Gauthier Van Malderen, CEO & Co-founder at Perlego

Higher education has become a hot topic.

Recently, we’ve witnessed politicians, students and educational leaders alike engage in spirited debate over the value of universities.

However, it’s extremely hard to argue with the data. Statistical analysis has shown that graduates are employed at a greater rate, and earn roughly £10,000 more annually than the average non-graduate.

A good University education often acts as the vehicle to better opportunity, and as a result there has been much discussion on how we can improve access.

Both the Universities of Warwick and Oxford attracted much attention for proposing that disadvantaged pupils be given special consideration when applying to university.

Further, a recent Government review has suggested that cutting tuition fees would also improve access, through reducing the financial burden on poorer students. While admirable, these solutions only focus on the short term.

The most effective way to improve access to University is to focus on improving the educational outcomes at the prior stages of learning.
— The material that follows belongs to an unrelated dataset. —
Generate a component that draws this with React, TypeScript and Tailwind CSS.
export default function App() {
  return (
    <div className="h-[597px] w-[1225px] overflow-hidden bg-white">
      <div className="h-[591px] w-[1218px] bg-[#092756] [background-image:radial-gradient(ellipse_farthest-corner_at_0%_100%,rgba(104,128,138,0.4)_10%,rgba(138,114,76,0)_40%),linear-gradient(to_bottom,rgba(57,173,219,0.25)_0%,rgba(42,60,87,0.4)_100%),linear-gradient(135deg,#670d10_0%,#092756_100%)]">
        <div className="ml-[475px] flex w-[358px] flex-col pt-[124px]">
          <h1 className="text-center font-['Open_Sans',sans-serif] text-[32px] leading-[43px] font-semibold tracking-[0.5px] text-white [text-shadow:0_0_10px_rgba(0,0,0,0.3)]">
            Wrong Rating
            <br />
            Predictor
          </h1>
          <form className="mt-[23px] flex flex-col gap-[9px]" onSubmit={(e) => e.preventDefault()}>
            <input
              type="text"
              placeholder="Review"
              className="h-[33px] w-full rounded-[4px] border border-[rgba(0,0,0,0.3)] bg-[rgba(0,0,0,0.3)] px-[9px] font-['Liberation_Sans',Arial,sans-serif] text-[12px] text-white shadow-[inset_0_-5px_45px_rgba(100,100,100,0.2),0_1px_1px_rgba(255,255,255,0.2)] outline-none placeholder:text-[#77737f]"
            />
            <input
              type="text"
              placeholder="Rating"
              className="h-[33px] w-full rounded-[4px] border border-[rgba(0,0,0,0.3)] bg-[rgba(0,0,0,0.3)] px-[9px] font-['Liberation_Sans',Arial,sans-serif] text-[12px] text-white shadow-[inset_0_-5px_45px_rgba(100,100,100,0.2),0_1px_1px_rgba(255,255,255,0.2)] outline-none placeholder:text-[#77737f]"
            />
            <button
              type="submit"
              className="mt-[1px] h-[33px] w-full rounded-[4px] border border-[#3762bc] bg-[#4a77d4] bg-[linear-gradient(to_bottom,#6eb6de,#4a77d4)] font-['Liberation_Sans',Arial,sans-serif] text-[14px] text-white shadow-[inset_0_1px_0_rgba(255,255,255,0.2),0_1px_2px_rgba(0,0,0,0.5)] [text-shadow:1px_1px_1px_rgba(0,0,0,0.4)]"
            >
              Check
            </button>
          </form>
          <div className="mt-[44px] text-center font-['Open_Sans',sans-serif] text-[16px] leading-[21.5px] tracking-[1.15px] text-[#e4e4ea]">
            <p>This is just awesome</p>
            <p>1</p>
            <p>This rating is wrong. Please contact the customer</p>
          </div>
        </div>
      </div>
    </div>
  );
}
However, given that many facilities are operating with severe budgetary constraints, initially this may appear to be difficult.
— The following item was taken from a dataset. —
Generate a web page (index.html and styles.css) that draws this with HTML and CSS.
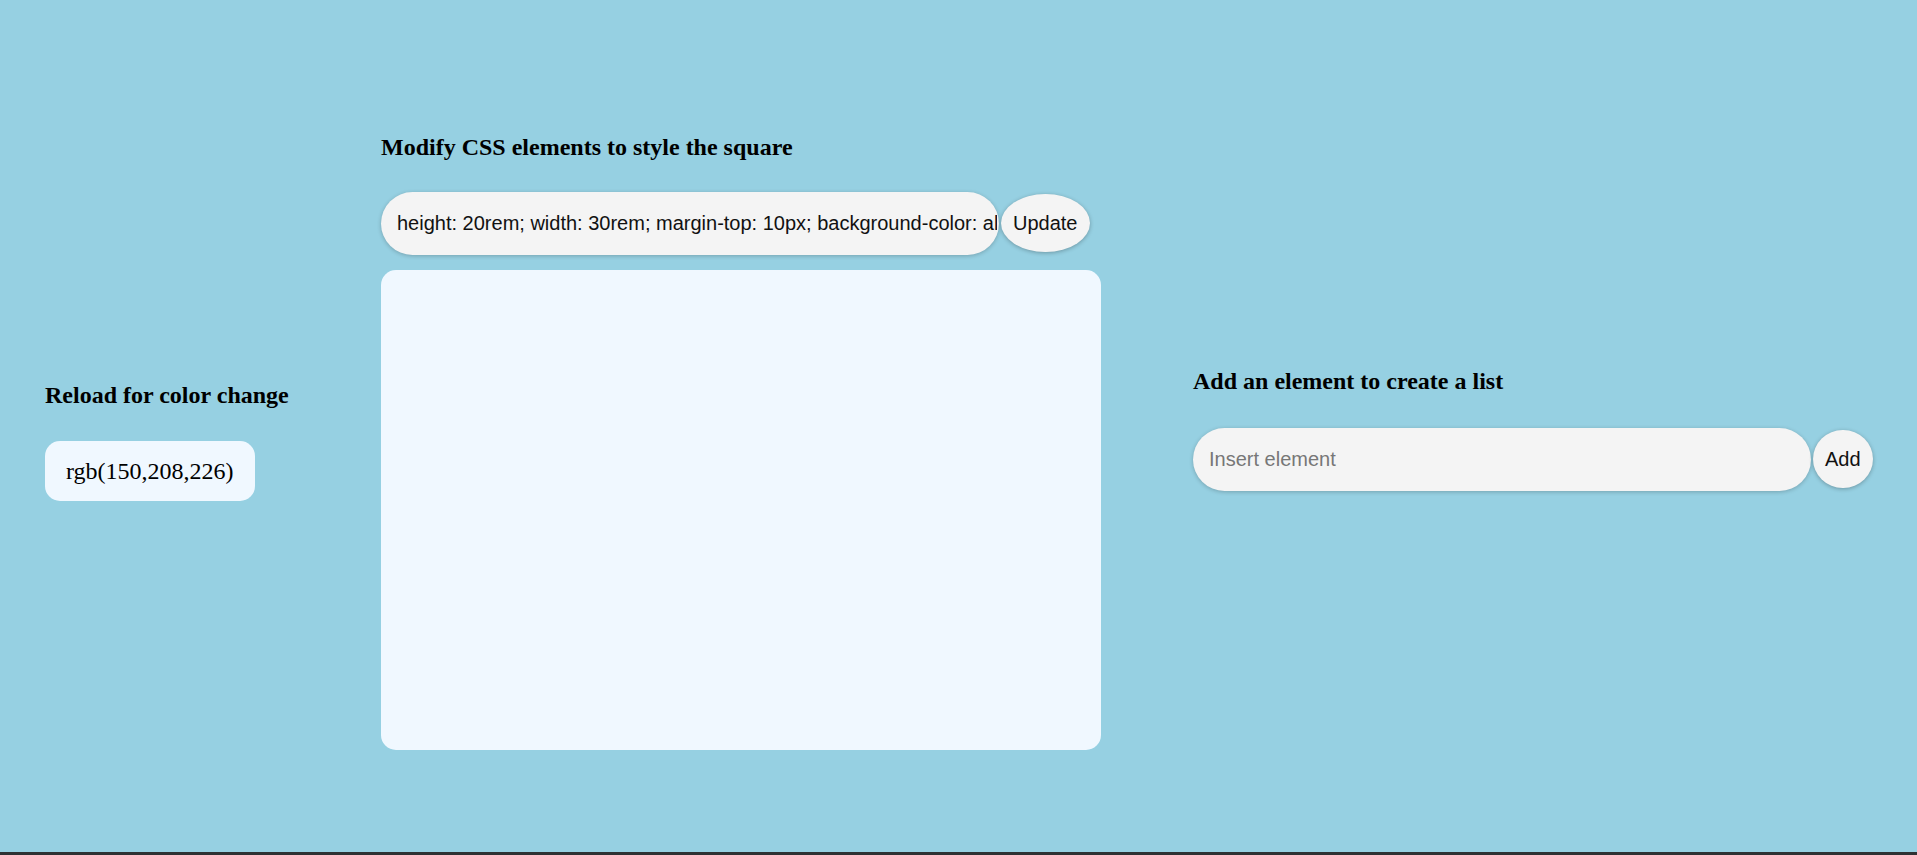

By leveraging educational technology, vast improvements can be made, allowing more students to take the next step into higher education.

So, let’s take a look at how technology can transform outcomes:

1. Technology can provide access to the latest resources:

There’s no getting past it, textbooks are expensive. At the higher education level, research has shown that the prices of educational material has grown by roughly 1041% since 1977, surpassing the wider rate of inflation by a factor of four times to one.

The story is similar at both the secondary and further education stages, and this has led to many facilities using substandard or out of date materials.

Although much of the educational content may be evergreen, using old textbooks prevents a student from extracting the maximum usefulness from the resource, especially if it has been updated to reflect a change in curriculum.

Technology can help with this. It costs both the publisher and an educational facility significant amounts to produce and obtain a physical new edition of a textbook.

The publisher must front the costs for printing, storage and distribution and the educators for purchasing the textbook and transporting it to their facility.

With digital textbooks, these costs are vastly reduced, or non-existent. Digital textbooks can be updated almost instantly, they can be reproduced infinitely at no extra cost, and likewise the cost of delivery is negligible.

By making use of digital textbooks, and removing the considerable barriers to accessibility and affordability, students will be able to utilise the newest information thus ensuring that outcomes are improved.


2. Technology can help those who need specialised support

There are more than a million-school age (5-18) children in the United Kingdom who do not have English as their first language (EAL).

Similarly, there are millions of individuals who suffer from a disability related to their sight. For both of these groups, traditional textbooks may prove to be inappropriate, limiting their ability to use them as a learning resource.

Given that the level of English spoken by EAL students might be low, there is a chance that they could struggle to understand language used in textbooks. For those who suffer with vision issues, it’s quite plausible that the small fonts used in many textbooks could prevent them from accessing the content properly.

Given the financial constraints that most facilities are operating under, in both of these circumstances, it may not be feasible for bespoke physical resources to be purchased.

Going digital can help with this. Educators can deploy technology designed to support, such as translation tools to ensure that non-native English speakers gain maximum comprehension from an educational resource.

This will mean that the gap between EAL students and native English speakers is narrowed. Similarly, digital resources can be manipulated at will, meaning that a student with visual impairment could increase the font size, allowing them to view the material.

This would help to support students with additional needs, again improving the chances of them going onto higher education.

3. Technology can help teachers become more efficient

With the average cohort continuing to grow in size, many educators will find that they become more and more stretched as their workload increases.

The ultimate effect of this would be a decline in the quality of education, as it will be impossible for teachers – as hardworking as they may be – to give the necessary attention to every student.

Technology can help with this, allowing education to be delivered in a more efficient manner, improving outcomes for all. Educational tech improves the level of interaction that can be facilitated in a lesson.

Difficult concepts can be brought to life in front of students with simulated models and interactive diagrams. They can then follow along in class, with their comprehension of the ideas being checked with computer delivered mini tests.

The ultimate result of this will be more effective learning, as students will be better engaged with the lessons.

Further, this interactive and adaptive testing provides the teacher with incredibly useful data as to how their class is progressing. By allowing them to easily see where their class needs help, teachers are able to focus on these areas more, making the process of learning considerably more efficient.

Technology has revolutionised how we live and interact with the world around us, and when it comes to education, the story is no different. Educational technology can help to reduce workload, increase efficiencies, engage students and raise outcomes.

By doing so, we’ll ensure that we’re helping as many students as possible to reach their full potential in both education and in their subsequent careers.